PROMPT ▸
In the records that follow, show each line where the word "index" is present.

PROVIDED INFORMATION ▸
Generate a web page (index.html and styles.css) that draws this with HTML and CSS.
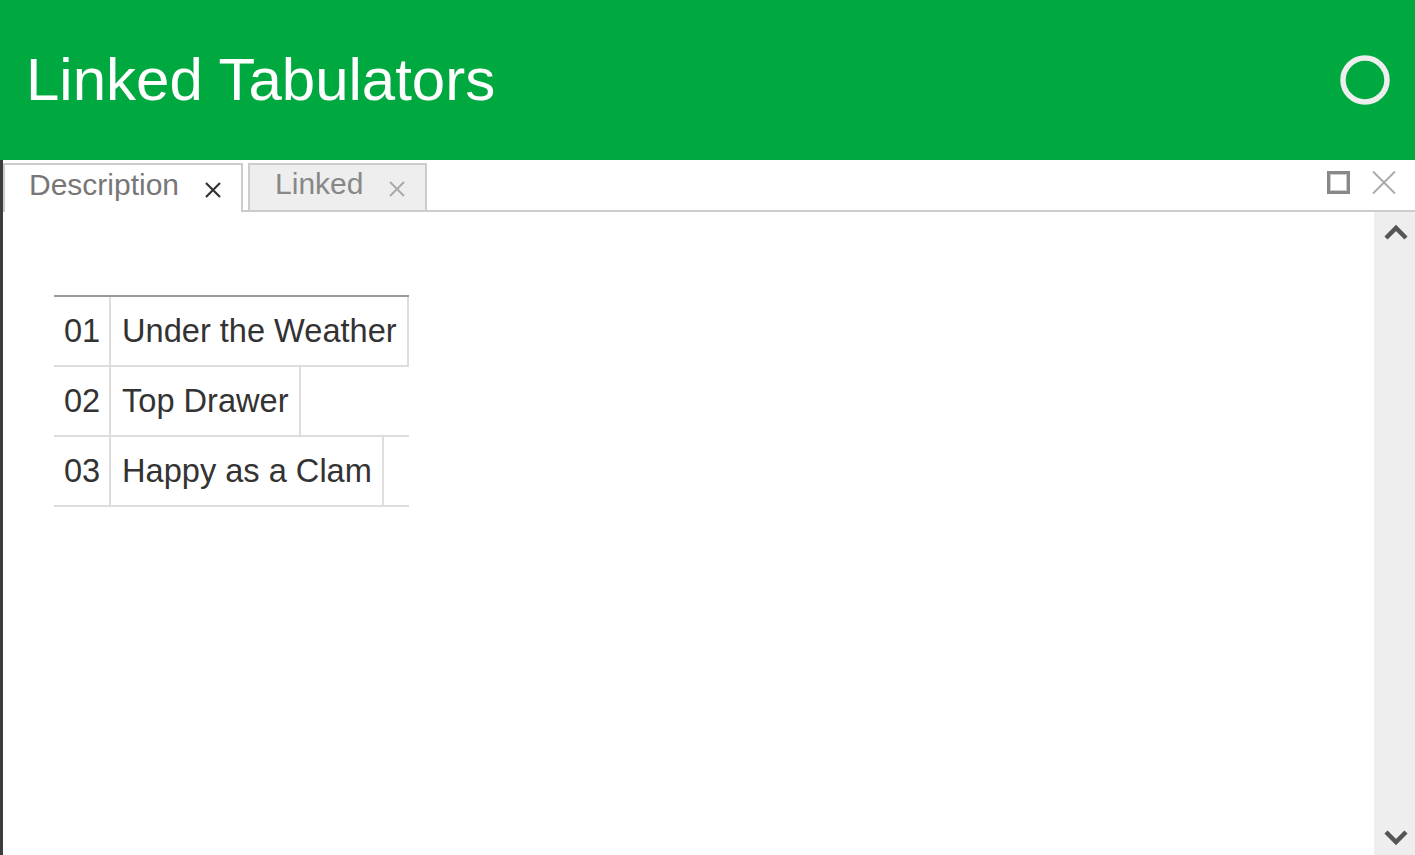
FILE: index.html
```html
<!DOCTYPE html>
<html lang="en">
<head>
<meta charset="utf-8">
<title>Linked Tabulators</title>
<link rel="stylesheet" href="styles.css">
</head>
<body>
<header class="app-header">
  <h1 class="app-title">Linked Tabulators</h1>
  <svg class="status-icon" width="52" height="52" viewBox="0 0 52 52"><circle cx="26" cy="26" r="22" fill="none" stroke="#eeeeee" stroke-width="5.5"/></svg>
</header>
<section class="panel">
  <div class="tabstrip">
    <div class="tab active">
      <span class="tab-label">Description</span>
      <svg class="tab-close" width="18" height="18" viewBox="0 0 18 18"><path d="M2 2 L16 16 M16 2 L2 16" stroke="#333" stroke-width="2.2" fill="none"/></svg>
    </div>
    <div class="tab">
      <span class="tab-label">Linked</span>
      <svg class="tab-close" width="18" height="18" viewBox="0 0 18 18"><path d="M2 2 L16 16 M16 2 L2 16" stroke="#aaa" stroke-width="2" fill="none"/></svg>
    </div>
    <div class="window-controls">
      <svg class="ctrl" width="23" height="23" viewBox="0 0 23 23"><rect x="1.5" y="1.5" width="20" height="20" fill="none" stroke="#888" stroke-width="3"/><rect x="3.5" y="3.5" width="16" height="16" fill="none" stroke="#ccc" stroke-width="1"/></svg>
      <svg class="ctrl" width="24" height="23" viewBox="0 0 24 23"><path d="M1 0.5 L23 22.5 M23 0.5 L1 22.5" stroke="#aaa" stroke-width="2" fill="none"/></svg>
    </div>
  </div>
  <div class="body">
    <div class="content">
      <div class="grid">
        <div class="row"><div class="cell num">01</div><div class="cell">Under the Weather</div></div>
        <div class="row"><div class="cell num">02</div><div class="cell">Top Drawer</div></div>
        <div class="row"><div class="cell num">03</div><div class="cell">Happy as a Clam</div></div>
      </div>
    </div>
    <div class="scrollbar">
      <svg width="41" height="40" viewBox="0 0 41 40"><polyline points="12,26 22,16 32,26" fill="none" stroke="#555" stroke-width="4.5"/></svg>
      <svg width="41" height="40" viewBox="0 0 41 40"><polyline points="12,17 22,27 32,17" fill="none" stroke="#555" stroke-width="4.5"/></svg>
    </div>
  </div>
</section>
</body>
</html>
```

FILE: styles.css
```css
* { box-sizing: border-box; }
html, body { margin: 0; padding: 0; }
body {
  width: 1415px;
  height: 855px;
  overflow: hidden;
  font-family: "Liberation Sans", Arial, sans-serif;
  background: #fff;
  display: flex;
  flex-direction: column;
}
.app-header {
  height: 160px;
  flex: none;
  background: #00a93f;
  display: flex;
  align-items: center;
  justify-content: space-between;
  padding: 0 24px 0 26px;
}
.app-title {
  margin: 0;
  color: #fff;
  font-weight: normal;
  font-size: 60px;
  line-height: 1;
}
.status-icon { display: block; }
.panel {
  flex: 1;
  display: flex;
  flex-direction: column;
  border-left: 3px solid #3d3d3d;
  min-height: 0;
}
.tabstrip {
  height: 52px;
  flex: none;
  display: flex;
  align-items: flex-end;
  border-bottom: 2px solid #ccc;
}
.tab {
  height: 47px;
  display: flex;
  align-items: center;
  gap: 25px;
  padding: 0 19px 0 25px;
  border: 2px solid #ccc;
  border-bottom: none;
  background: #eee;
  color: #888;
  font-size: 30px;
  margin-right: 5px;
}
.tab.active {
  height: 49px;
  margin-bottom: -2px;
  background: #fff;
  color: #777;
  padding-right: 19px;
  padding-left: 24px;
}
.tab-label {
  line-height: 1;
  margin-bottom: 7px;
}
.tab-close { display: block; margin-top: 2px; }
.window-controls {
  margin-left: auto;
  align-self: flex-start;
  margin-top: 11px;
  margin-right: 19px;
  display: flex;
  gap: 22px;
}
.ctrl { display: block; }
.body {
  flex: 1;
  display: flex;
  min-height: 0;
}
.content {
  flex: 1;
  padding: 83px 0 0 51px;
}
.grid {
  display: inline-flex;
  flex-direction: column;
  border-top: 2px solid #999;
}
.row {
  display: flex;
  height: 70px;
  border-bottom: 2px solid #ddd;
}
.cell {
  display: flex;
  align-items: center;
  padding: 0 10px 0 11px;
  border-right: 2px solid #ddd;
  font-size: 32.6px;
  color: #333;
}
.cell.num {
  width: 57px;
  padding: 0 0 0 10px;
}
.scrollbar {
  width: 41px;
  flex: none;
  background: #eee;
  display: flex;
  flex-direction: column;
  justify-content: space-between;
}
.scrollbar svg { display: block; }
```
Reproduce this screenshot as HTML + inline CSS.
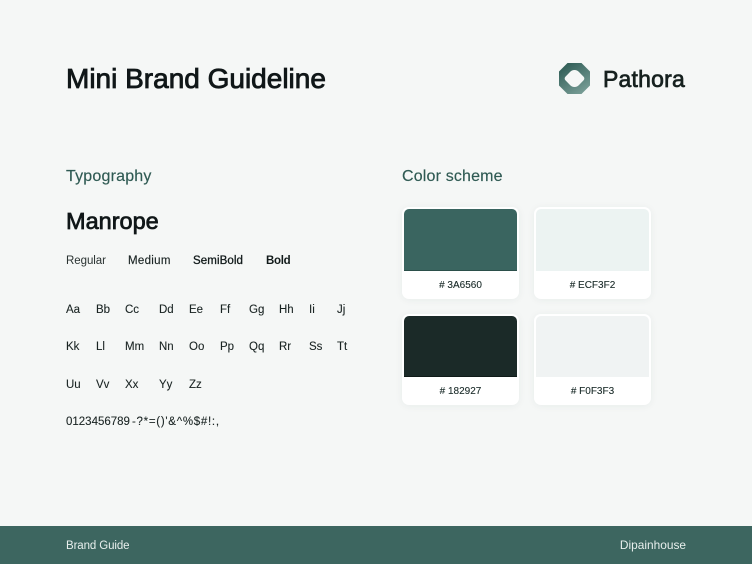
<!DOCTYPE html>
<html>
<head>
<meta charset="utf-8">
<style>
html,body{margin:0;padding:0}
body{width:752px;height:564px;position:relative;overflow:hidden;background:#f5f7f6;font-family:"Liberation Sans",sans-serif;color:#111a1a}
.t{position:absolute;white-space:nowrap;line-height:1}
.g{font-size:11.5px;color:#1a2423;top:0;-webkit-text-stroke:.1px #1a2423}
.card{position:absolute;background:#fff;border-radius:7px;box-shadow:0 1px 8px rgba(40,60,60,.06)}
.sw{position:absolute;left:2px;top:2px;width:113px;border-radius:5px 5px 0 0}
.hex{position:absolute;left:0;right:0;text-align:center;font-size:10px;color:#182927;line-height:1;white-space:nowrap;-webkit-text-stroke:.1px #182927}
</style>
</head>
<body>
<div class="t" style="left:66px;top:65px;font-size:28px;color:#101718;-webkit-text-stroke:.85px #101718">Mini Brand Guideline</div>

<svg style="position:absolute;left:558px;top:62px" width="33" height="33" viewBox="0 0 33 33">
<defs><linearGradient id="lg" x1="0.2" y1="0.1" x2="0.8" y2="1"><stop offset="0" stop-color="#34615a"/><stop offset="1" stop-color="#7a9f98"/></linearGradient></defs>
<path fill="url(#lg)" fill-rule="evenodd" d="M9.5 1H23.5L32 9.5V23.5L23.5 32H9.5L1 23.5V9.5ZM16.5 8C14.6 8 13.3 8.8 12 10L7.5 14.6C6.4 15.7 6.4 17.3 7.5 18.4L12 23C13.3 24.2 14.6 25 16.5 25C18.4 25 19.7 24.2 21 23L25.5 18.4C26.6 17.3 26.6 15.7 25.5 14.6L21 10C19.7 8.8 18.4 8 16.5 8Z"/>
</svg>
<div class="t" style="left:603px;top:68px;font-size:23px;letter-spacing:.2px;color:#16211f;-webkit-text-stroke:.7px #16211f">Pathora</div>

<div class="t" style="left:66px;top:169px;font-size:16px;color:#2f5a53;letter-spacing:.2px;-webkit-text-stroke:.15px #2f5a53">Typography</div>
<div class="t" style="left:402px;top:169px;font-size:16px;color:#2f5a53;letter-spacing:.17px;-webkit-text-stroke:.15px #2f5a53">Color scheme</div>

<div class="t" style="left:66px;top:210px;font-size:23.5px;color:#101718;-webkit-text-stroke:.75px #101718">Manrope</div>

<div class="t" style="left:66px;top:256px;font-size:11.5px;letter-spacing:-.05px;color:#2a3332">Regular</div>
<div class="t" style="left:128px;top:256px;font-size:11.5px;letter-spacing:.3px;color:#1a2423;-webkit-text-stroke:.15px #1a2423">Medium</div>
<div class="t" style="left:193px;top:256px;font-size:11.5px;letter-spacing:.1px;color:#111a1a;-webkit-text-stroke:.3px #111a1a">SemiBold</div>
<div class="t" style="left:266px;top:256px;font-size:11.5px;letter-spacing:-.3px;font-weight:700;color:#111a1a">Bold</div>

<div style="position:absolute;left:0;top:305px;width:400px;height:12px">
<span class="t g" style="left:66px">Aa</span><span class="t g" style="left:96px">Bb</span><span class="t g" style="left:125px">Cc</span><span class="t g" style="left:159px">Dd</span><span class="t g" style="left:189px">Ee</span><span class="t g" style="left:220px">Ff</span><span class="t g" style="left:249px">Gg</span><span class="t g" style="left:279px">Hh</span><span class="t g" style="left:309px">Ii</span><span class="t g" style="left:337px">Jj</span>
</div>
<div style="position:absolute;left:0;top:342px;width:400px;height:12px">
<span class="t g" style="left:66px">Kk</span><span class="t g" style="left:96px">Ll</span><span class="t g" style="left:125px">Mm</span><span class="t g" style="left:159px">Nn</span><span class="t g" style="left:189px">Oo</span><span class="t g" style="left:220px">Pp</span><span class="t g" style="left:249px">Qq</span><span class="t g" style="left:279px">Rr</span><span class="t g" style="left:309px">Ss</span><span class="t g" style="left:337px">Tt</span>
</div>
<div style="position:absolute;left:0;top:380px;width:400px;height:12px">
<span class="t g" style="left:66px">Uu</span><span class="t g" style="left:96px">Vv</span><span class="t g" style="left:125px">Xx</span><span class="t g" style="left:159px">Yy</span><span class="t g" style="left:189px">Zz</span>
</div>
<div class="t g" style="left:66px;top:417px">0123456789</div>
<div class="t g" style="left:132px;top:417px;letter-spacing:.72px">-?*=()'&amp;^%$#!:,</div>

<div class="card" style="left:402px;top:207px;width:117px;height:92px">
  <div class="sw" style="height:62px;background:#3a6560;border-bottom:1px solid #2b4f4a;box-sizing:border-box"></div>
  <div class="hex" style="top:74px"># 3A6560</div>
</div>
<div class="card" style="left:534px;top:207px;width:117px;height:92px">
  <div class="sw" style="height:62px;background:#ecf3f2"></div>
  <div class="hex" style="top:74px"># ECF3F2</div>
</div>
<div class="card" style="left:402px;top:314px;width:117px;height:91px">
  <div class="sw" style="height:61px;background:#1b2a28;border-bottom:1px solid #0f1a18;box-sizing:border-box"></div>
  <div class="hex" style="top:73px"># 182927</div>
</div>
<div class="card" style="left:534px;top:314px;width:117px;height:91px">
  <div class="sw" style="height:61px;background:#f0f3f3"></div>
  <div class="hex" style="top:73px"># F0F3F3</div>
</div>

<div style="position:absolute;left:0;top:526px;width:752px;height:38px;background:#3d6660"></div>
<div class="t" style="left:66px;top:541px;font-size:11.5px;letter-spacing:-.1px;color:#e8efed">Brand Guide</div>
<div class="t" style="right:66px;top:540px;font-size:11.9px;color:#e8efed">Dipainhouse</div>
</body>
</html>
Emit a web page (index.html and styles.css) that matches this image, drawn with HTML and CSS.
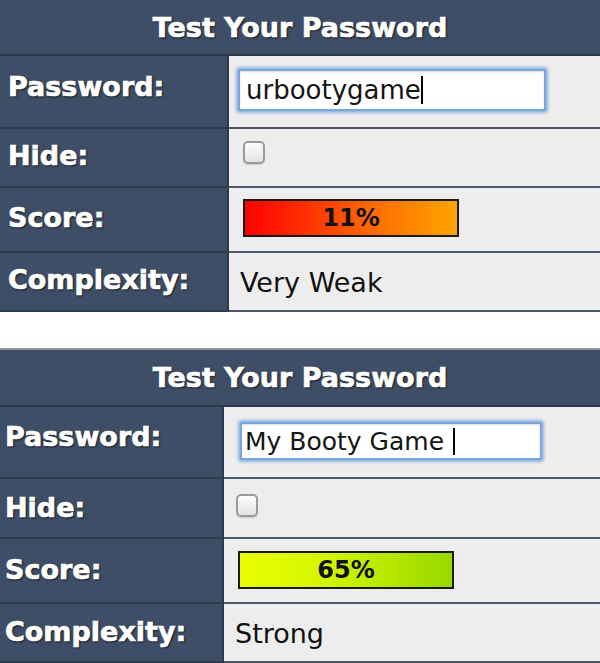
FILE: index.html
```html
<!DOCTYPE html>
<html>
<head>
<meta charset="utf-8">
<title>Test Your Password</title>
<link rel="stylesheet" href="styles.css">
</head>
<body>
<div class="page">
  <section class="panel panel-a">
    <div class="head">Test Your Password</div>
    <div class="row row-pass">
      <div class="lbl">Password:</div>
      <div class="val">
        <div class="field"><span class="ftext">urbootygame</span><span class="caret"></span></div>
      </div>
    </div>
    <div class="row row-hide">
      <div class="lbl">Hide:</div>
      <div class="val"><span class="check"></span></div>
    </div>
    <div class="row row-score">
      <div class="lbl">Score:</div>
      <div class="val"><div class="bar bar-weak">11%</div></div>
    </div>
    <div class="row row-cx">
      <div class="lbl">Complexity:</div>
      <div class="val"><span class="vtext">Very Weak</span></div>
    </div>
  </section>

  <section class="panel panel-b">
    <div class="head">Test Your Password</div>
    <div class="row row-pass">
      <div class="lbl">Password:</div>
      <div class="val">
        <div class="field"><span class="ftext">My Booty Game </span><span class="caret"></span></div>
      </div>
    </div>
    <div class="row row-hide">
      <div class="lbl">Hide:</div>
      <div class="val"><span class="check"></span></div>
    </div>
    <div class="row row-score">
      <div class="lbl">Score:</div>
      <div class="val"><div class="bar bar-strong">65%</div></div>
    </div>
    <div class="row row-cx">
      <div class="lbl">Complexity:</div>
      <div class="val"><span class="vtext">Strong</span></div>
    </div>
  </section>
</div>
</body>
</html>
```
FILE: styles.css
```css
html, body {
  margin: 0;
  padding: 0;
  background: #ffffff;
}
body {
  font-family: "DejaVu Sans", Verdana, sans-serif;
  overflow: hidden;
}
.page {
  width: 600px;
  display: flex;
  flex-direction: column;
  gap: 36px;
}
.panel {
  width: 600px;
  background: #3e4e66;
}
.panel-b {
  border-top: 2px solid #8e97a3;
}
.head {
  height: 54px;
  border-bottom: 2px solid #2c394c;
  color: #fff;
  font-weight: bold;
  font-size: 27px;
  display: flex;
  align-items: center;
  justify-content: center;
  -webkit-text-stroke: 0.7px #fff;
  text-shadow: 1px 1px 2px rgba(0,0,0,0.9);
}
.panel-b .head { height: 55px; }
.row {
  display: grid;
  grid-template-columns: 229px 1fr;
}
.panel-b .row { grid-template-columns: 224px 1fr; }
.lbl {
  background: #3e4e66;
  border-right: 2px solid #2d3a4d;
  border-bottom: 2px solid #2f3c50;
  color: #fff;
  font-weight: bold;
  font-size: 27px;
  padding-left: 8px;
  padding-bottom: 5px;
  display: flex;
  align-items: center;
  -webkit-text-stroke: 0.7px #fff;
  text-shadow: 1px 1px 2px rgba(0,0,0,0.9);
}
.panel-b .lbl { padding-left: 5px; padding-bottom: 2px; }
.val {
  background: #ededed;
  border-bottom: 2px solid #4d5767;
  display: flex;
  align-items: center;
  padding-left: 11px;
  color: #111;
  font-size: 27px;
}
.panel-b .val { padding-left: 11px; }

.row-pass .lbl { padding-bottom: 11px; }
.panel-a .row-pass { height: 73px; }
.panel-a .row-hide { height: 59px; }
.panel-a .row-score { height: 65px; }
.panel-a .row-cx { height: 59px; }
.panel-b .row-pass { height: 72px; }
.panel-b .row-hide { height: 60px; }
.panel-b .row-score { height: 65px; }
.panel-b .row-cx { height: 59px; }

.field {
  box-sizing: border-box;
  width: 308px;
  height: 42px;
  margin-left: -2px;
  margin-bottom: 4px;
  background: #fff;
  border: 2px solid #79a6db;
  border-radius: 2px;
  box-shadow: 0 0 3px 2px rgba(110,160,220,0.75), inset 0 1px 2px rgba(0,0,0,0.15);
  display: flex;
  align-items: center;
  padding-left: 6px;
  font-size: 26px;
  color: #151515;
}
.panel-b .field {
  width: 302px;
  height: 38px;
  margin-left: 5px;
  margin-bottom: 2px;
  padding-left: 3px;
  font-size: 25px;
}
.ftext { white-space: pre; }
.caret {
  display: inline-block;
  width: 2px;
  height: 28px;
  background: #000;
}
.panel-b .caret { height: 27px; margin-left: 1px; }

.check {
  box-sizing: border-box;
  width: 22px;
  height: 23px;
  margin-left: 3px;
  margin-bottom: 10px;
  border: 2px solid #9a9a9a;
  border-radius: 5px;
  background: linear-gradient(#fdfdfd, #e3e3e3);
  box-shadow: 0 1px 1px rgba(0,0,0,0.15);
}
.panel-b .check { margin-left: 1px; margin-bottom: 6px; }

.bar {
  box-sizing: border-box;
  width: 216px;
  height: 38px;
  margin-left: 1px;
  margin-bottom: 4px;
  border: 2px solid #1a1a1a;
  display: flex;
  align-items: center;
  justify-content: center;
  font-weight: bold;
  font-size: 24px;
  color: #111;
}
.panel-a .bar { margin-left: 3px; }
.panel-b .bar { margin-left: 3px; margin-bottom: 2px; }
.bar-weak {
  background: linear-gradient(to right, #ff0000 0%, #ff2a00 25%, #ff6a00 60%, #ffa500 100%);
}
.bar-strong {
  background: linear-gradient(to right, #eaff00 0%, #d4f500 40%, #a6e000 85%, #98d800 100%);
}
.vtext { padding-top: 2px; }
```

EXPECTED ANSWER ▸
Generate a web page (index.html and styles.css) that draws this with HTML and CSS.
FILE: index.html
Emit a web page (index.html and styles.css) that matches this image, drawn with HTML and CSS.
FILE: index.html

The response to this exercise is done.